Man täte der CSU unrecht, würde man in dieser Liste Seehofer oder Söder allein nennen. Denn für Deutschland nimmt eindeutig die CSU als ganzes die Position der Irren und Wirren ein. Diese Partei regiert seit 2005 im Bund in wechselnden Koalitionen, aber bis heute hat man den Eindruck, es gelte immer noch, die „linksgrünversifften“ Gegner abzuwatschen. Wichtige Projekte werden torpediert (Dobrindt zur – inzwischen ohne ihn beschlossenen – Musterfeststellungsklage: „Lehnen wir ab!!! Komplett streichen!“), gesellschaftliche Veränderungen ignoriert oder abgelehnt (Ex-Innenminister Hans-Peter Friederich zur Homo-Ehe: „Es geht um die weitere Auflösung der gesellschaftlichen Ordnung. Wundern Sie sich nicht, wenn das Pendel irgendwann zurückschlägt.“), aber verrückte Ideen mit einer Inbrunst durchgesetzt, dass einem angst und bange werden kann (Betreuungsgeld, Ausländer-Maut). Nicht einmal die Richtlinenkompetenz der Bundeskanzlerin wird anerkannt (Seehofers Antwort auf Merkels Kritik an seinem Anti-Islam-Spruch: „Dafür fehlt mir jegliches Verständnis.“). Nun ja – es war Merkels Fehler, ihn danach nicht sofort freizustellen. Dass aber wirklich jede passende oder unpassende Gelegenheit genutzt wird, dem Wähler zu verdeutlichen, dass die CSU nicht etwa eine verantwortungsvolle Regierungspartei, sondern die bessere AfD ist, ist mir unverständlich.

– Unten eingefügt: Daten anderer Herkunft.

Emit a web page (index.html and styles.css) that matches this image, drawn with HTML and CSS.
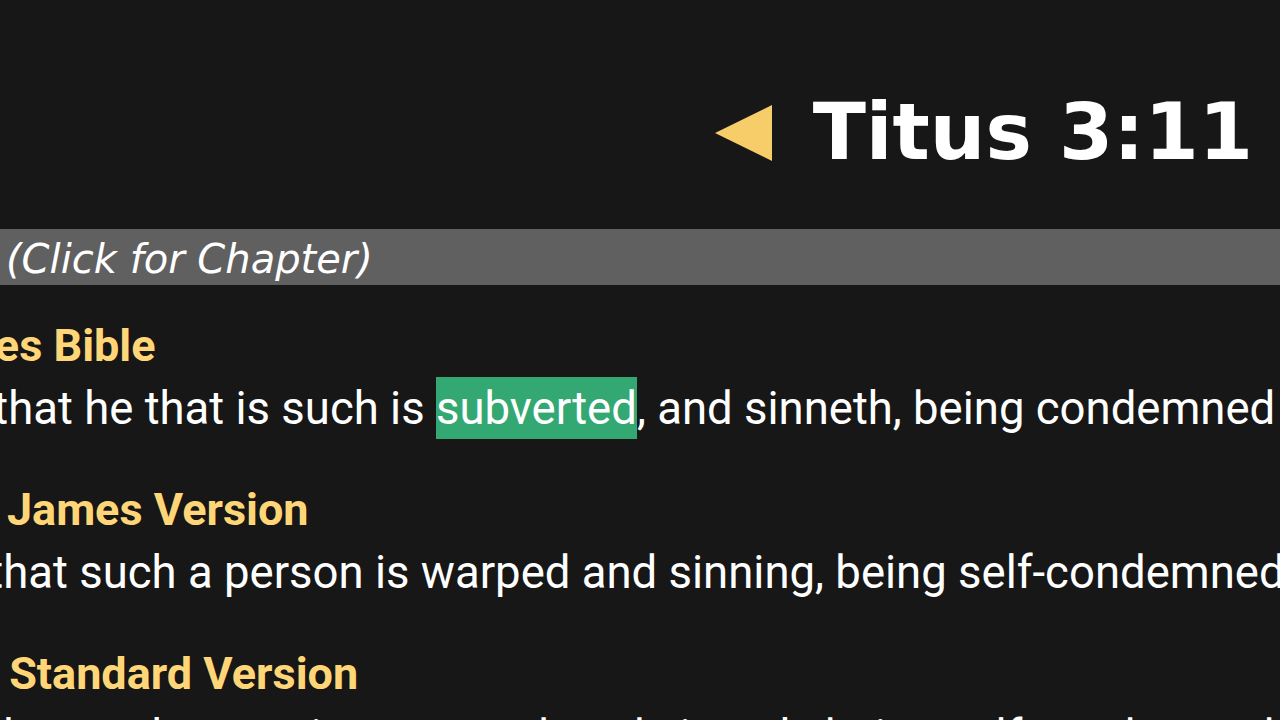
FILE: index.html
```html
<!DOCTYPE html>
<html lang="en">
<head>
<meta charset="utf-8">
<title>Titus 3:11</title>
<link rel="stylesheet" href="styles.css">
</head>
<body>
<div class="page">
  <header class="top">
    <a class="prev" href="#" aria-label="Previous verse">
      <svg width="58" height="58" viewBox="0 0 58 58"><polygon points="0,29 57,1 57,57" fill="#f7cd6a"/></svg>
    </a>
    <h1 class="ref">Titus 3:11</h1>
  </header>
  <div class="chapbar"><span class="chap">(Click for Chapter)</span></div>
  <main class="versions">
    <section class="ver">
      <h2 class="vname">King James Bible</h2>
      <p class="vtext">Knowing that he that is such is <span class="hl">subverted</span>, and sinneth, being condemned of himself.</p>
    </section>
    <section class="ver">
      <h2 class="vname">New King James Version</h2>
      <p class="vtext">knowing that such a person is warped and sinning, being self-condemned.</p>
    </section>
    <section class="ver">
      <h2 class="vname">American Standard Version</h2>
      <p class="vtext">knowing that such a one is perverted, and sinneth, being self-condemned.</p>
    </section>
  </main>
</div>
</body>
</html>
```

FILE: styles.css
```css
html, body {
  margin: 0;
  padding: 0;
  background: #171717;
  overflow: hidden;
}
.page {
  width: 1280px;
  height: 720px;
  overflow: hidden;
  background: #171717;
}
.top {
  height: 229px;
  display: flex;
  align-items: center;
  justify-content: flex-end;
  gap: 40px;
  padding: 34px 27px 0 0;
  box-sizing: border-box;
}
.prev {
  display: flex;
  margin-top: 2px;
}
.ref {
  margin: 0;
  font-family: "DejaVu Sans", Verdana, sans-serif;
  font-weight: bold;
  font-size: 78px;
  color: #ffffff;
  line-height: 1;
  white-space: nowrap;
}
.chapbar {
  height: 56px;
  background: #606060;
  display: flex;
  align-items: center;
  padding-left: 6px;
}
.chap {
  font-family: "DejaVu Sans", Verdana, sans-serif;
  font-style: italic;
  font-size: 40px;
  color: #ffffff;
  white-space: nowrap;
  margin-top: 4px;
}
.versions {
  margin-left: -196px;
  padding-top: 30px;
}
.ver {
  margin-bottom: 38px;
}
.vname {
  margin: 0;
  font-family: Roboto, "Liberation Sans", sans-serif;
  font-weight: bold;
  font-size: 45px;
  line-height: 62px;
  color: #ffd677;
  white-space: nowrap;
}
.vtext {
  margin: 0 0 0 3px;
  font-family: Roboto, "Liberation Sans", sans-serif;
  font-size: 45.5px;
  line-height: 64px;
  color: #ffffff;
  white-space: nowrap;
}
.hl {
  background: #33a872;
  padding: 5px 0 4px;
}
```
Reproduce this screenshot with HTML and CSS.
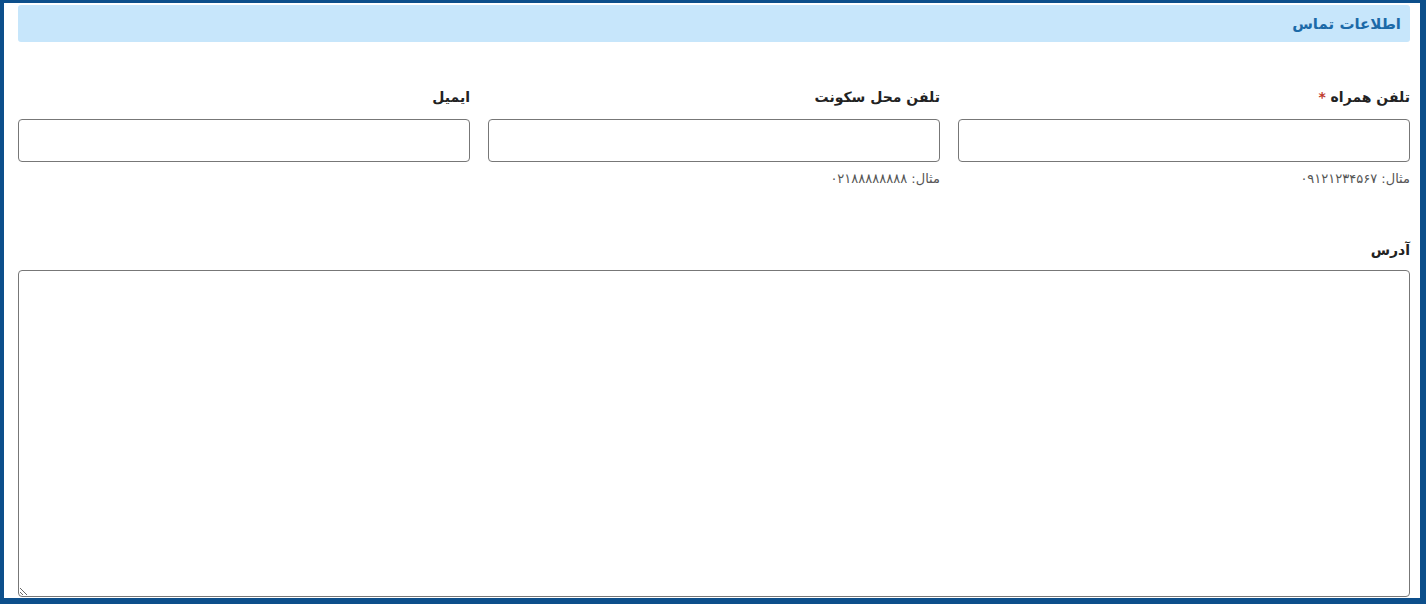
FILE: index.html
```html
<!DOCTYPE html>
<html lang="fa" dir="rtl">
<head>
    <meta charset="UTF-8">
    <meta name="viewport" content="width=device-width, initial-scale=1.0">
    <title>اطلاعات تماس</title>
    <link rel="stylesheet" href="styles.css">
</head>
<body>
    <div class="panel">
        <div class="panel-title">اطلاعات تماس</div>
        <div class="form-row">
            <div class="form-group">
                <label for="mobile">تلفن همراه <span class="required">*</span></label>
                <input type="text" id="mobile" class="form-input">
                <div class="form-hint">مثال: ۰۹۱۲۱۲۳۴۵۶۷</div>
            </div>
            <div class="form-group">
                <label for="phone">تلفن محل سکونت</label>
                <input type="text" id="phone" class="form-input">
                <div class="form-hint">مثال: ۰۲۱۸۸۸۸۸۸۸۸</div>
            </div>
            <div class="form-group">
                <label for="email">ایمیل</label>
                <input type="text" id="email" class="form-input">
            </div>
        </div>
        <div class="form-group address">
            <label for="address">آدرس</label>
            <textarea id="address" class="form-textarea"></textarea>
        </div>
    </div>
</body>
</html>
```

FILE: styles.css
```css
html, body {
    height: 100%;
}
body {
    margin: 0;
    box-sizing: border-box;
    border-style: solid;
    border-color: #0d4f8b;
    border-width: 3px 6px 6px 4px;
    background-color: #fff;
    font-family: 'DejaVu Sans', 'Noto Sans', sans-serif;
    color: #222;
    overflow: hidden;
}
.panel {
    padding: 2px 10px 0 14px;
}
.panel-title {
    background-color: #c7e6fb;
    border-radius: 3px;
    height: 37px;
    display: flex;
    align-items: center;
    padding: 0 9px;
    color: #1c6aa8;
    font-size: 15px;
    font-weight: bold;
}
.form-row {
    display: grid;
    grid-template-columns: repeat(3, 1fr);
    column-gap: 18px;
    margin-top: 44px;
}
.form-group label {
    display: block;
    font-size: 14px;
    font-weight: bold;
    color: #222;
    height: 22px;
    line-height: 22px;
    margin-bottom: 11px;
}
.required {
    color: #c0392b;
}
.form-input {
    display: block;
    width: 100%;
    height: 43px;
    box-sizing: border-box;
    border: 1px solid #777;
    border-radius: 4px;
    background: #fff;
    font-family: inherit;
}
.form-hint {
    font-size: 13px;
    color: #555;
    margin-top: 8px;
    line-height: 18px;
}
.address {
    margin-top: 51px;
}
.address label {
    margin-bottom: 9px;
}
.form-textarea {
    display: block;
    width: 100%;
    height: 327px;
    box-sizing: border-box;
    border: 1px solid #777;
    border-radius: 4px;
    resize: vertical;
    font-family: inherit;
}
```
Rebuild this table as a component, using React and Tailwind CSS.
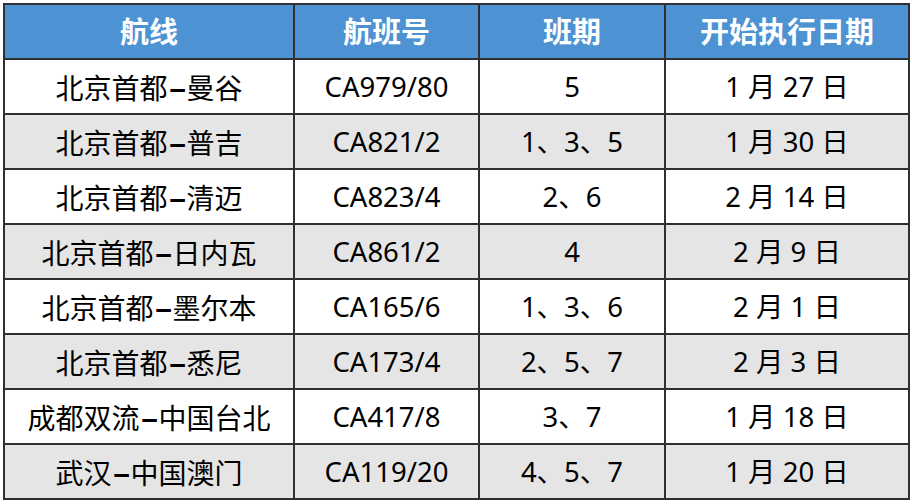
import React from "react";

const rows = [
  ["北京首都-曼谷", "CA979/80", "5", "1 月 27 日"],
  ["北京首都-普吉", "CA821/2", "1、3、5", "1 月 30 日"],
  ["北京首都-清迈", "CA823/4", "2、6", "2 月 14 日"],
  ["北京首都-日内瓦", "CA861/2", "4", "2 月 9 日"],
  ["北京首都-墨尔本", "CA165/6", "1、3、6", "2 月 1 日"],
  ["北京首都-悉尼", "CA173/4", "2、5、7", "2 月 3 日"],
  ["成都双流-中国台北", "CA417/8", "3、7", "1 月 18 日"],
  ["武汉-中国澳门", "CA119/20", "4、5、7", "1 月 20 日"],
];

// route name with the wide dash used in the original
const Route = ({ text }) => {
  const [from, to] = text.split("-");
  return (
    <>
      {from}
      <span className="inline-block w-[19px] text-center scale-x-[1.9] font-bold">-</span>
      {to}
    </>
  );
};

const App = () => {
  return (
    <div className="w-[912px] h-[504px] bg-white pt-[3px] pl-[3px] font-['Noto_Sans','Noto_Sans_CJK_SC',sans-serif]">
      <table className="border-collapse table-fixed w-[905px] leading-none">
        <colgroup>
          <col className="w-[290px]" />
          <col className="w-[185px]" />
          <col className="w-[186px]" />
          <col className="w-[244px]" />
        </colgroup>
        <thead>
          <tr className="h-[55px] bg-[#4d93d3] text-white text-[29px]">
            {["航线", "航班号", "班期", "开始执行日期"].map((h) => (
              <th key={h} className="border-2 border-[#2f2f2f] font-bold text-center">
                {h}
              </th>
            ))}
          </tr>
        </thead>
        <tbody>
          {rows.map((r, i) => (
            <tr
              key={i}
              className={i % 2 === 0 ? "h-[55px] bg-white text-black text-[27.5px]" : "h-[55px] bg-[#e6e5e6] text-black text-[27.5px]"}
            >
              <td className="border-2 border-[#2f2f2f] text-center text-[28px] font-['Noto_Sans_CJK_SC',sans-serif] whitespace-nowrap">
                <Route text={r[0]} />
              </td>
              {r.slice(1).map((c, j) => (
                <td key={j} className="border-2 border-[#2f2f2f] text-center">
                  {c}
                </td>
              ))}
            </tr>
          ))}
        </tbody>
      </table>
    </div>
  );
};

export default App;
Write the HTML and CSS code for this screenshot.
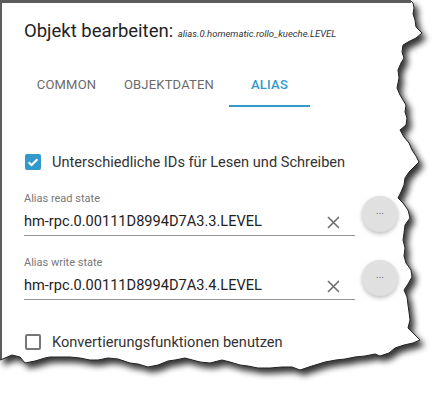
FILE: index.html
```html
<!DOCTYPE html>
<html lang="de">
<head>
    <meta charset="UTF-8">
    <meta name="viewport" content="width=device-width, initial-scale=1.0">
    <title>Objekt bearbeiten</title>
    <link rel="stylesheet" href="styles.css">
</head>
<body>
    <div class="page">
        <!-- torn paper frame, drawn behind the dialog -->
        <svg class="frame" width="444" height="400" viewBox="0 0 444 400">
            <defs>
                <filter id="shadow" x="-10%" y="-10%" width="130%" height="130%">
                    <feGaussianBlur in="SourceAlpha" stdDeviation="3"/>
                    <feOffset dx="4" dy="5"/>
                    <feComponentTransfer><feFuncA type="linear" slope="0.8"/></feComponentTransfer>
                    <feMerge><feMergeNode/><feMergeNode in="SourceGraphic"/></feMerge>
                </filter>
            </defs>
            <path filter="url(#shadow)" fill="#fff" stroke="#222" stroke-width="1"
                d="M0,0 L410,0 L413,3 L414,8 L413,14 L415,20 L416,27 L420,31 L422,33 L416,38 L408,42 L403,45 L402,52 L404,58 L401,63 L398,70 L399,78 L397,88 L400,95 L403,100 L406,105 L405,112 L407,118 L406,125 L400,130 L404,137 L409,143 L412,150 L416,156 L419,162 L414,167 L409,172 L405,178 L404,185 L401,192 L398,198 L403,203 L408,210 L410,218 L405,225 L404,233 L403,240 L405,248 L404,256 L406,263 L411,270 L412,277 L408,284 L404,290 L407,297 L408,305 L409,312 L410,320 L408,328 L414,334 L420,340 L413,343 L404,345 L395,348 L389,353 L380,356 L375,354 L365,356 L355,357 L345,359 L336,360 L325,362 L312,366 L300,370 L292,367 L282,367 L270,368 L258,368 L248,366 L240,365 L230,362 L222,360 L210,363 L200,362 L185,358 L175,360 L168,361 L158,365 L148,367 L138,364 L130,363 L118,359 L108,358 L98,360 L90,360 L80,358 L70,357 L60,357 L50,357 L45,358 L35,361 L25,363 L20,357 L12,355 L5,358 L0,360 Z"/>
            <rect x="0" y="0" width="411" height="3" fill="#5c5c5c"/>
            <rect x="0" y="0" width="2" height="359" fill="#5c5c5c"/>
        </svg>

        <div class="dialog">
            <div class="title">Objekt bearbeiten: <span class="obj-id">alias.0.homematic.rollo_kueche.LEVEL</span></div>

            <div class="tabs">
                <div class="tab tab-common">COMMON</div>
                <div class="tab tab-data">OBJEKTDATEN</div>
                <div class="tab tab-alias active">ALIAS</div>
            </div>

            <div class="check-row">
                <span class="box checked">
                    <svg width="16" height="16" viewBox="0 0 16 16"><polyline points="3.6,8.2 6.6,11 12.4,5.2" fill="none" stroke="#fff" stroke-width="2"/></svg>
                </span>
                <span class="check-label">Unterschiedliche IDs für Lesen und Schreiben</span>
            </div>

            <div class="field-row">
                <div class="field">
                    <div class="field-label">Alias read state</div>
                    <div class="field-input">
                        <span class="value">hm-rpc.0.00111D8994D7A3.3.LEVEL</span>
                        <svg class="clear" width="13" height="13" viewBox="0 0 13 13"><path d="M1 1 L12 12 M12 1 L1 12" stroke="#6f6f6f" stroke-width="1.6"/></svg>
                    </div>
                </div>
                <div class="more">...</div>
            </div>

            <div class="field-row second">
                <div class="field">
                    <div class="field-label">Alias write state</div>
                    <div class="field-input">
                        <span class="value">hm-rpc.0.00111D8994D7A3.4.LEVEL</span>
                        <svg class="clear" width="13" height="13" viewBox="0 0 13 13"><path d="M1 1 L12 12 M12 1 L1 12" stroke="#6f6f6f" stroke-width="1.6"/></svg>
                    </div>
                </div>
                <div class="more">...</div>
            </div>

            <div class="check-row last">
                <span class="box"></span>
                <span class="check-label">Konvertierungsfunktionen benutzen</span>
            </div>
        </div>
    </div>
</body>
</html>
```
FILE: styles.css
```css
* {
    margin: 0;
    padding: 0;
    box-sizing: border-box;
}

body {
    font-family: 'Roboto', 'Liberation Sans', sans-serif;
    background-color: #fff;
    color: rgba(0, 0, 0, 0.87);
}

.page {
    position: relative;
    width: 444px;
    height: 400px;
    overflow: hidden;
}

.frame {
    position: absolute;
    top: 0;
    left: 0;
}

.dialog {
    position: relative;
    padding: 19px 0 0 24px;
}

.title {
    font-size: 18.5px;
    line-height: 24px;
    white-space: nowrap;
    color: #222;
}

.obj-id {
    font-size: 9.5px;
    font-style: italic;
    color: #333;
}

.tabs {
    display: flex;
    margin-top: 19px;
}

.tab {
    height: 42px;
    line-height: 40px;
    text-align: center;
    font-size: 13px;
    font-weight: 400;
    letter-spacing: 0.2px;
    color: #6b6b6b;
    border-bottom: 2px solid transparent;
}

.tab-common { width: 85px; }
.tab-data { width: 120px; }
.tab-alias { width: 81px; }

.tab.active {
    font-weight: 500;
    color: #3399cc;
    border-bottom-color: #3399cc;
}

.check-row {
    display: flex;
    align-items: center;
    height: 24px;
    margin-top: 43px;
}

.check-row.last {
    margin-top: 30px;
}

.box {
    width: 16px;
    height: 16px;
    margin-left: 1px;
    margin-right: 11px;
    border: 2px solid #777;
    border-radius: 2px;
}

.box.checked {
    border: none;
    background-color: #3399cc;
}

.box svg {
    display: block;
}

.check-label {
    font-size: 14.6px;
    color: #333;
}

.field-row {
    display: flex;
    align-items: center;
    margin-top: 18px;
}

.field-row.second {
    margin-top: 20px;
}

.field {
    width: 331px;
}

.field-label {
    font-size: 11px;
    line-height: 14px;
    color: #777;
}

.field-input {
    display: flex;
    align-items: center;
    margin-top: 6px;
    padding-bottom: 4px;
    border-bottom: 1px solid #949494;
}

.value {
    flex: 1;
    font-size: 14.6px;
    line-height: 19px;
    color: #222;
}

.clear {
    margin-right: 15px;
    margin-top: 1px;
}

.more {
    width: 36px;
    height: 36px;
    margin-left: 7px;
    border-radius: 50%;
    background-color: #e0e0e0;
    box-shadow: 0 2px 4px rgba(0, 0, 0, 0.25);
    text-align: center;
    line-height: 30px;
    font-size: 10px;
    color: #666;
}
```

Fehlt noch einer? Ach ja, König Donald der Vereinigten Staaten, bei dem ich bis heute zweifle, ob seine Kopie auf Saturday Night Live (gespielt von Alec Baldwin) nicht der bessere Präsident wäre. Würde Trump ein kleines Land regieren wie Österreich (derzeit in der Hand des Kindlichen Kaisers Kurz und seines rechten Steigbügelhalters Strache), dann würde man (wie bei Kurz und Strache) wohl kurz mit den Augen rollen und zur Tagesordnung übergehen. Aber hier? Mit Codes für Atomsprengköpfe in der Tasche, die die Welt mehrfach auslöschen können? Mit einem Verständnis für Diplomatie und Politik, das das Prädikat „kindlich“ redlich verdient hat? Mit einem Verhalten, das mit „kindisch“ noch wohlwollend beschrieben ist? Mit einem unverbrüchlichen Glauben an den christlichen Gott, aber starrer Ablehnung wissenschaftlich bewiesener Tatsachen wie dem Klimawandel? Mit Lügen, Lügen, Lügen, dass sich die Balken biegen? Und mit Freunden und Wählern, die ihm alles, wirklich alles verzeihen, was sie bei einem demokratischen Präsidenten ein repetierendes „Impeachment“ hätte ausrufen lassen? Wie irr ist das denn?

Aber vielleicht haben ja jene Recht, die behaupten, die Leitung großer Firmen und die Führung großer Staaten sei ein Geschäft, das am besten von Psychopathen ausgeübt werde. Denn nur diese sind im Zweifelsfall waghalsig genug, alles auf eine Karte zu setzen und auch zu unlauteren Mitteln zu greifen, wenn es einen Vorteil verschafft. Da ist dann der Klimawandel egal, weil man ohnehin in zwanzig Jahren tot ist. Oder der massive Anstieg der Staatsverschuldung, weil das lediglich die Nachfolger interessiert. Oder der Bruch von Verträgen, weil man das ja ständig macht und andere den riesigen Scherbenhaufen aufräumen müssen.

Vielleicht hilft es anzunehmen, dass alles, was die Damen und Herren in ihren hohen politischen Positionen tun, letztlich so gut wie keine Auswirkung auf unser tägliches Leben hat. Man wird ja noch träumen dürfen.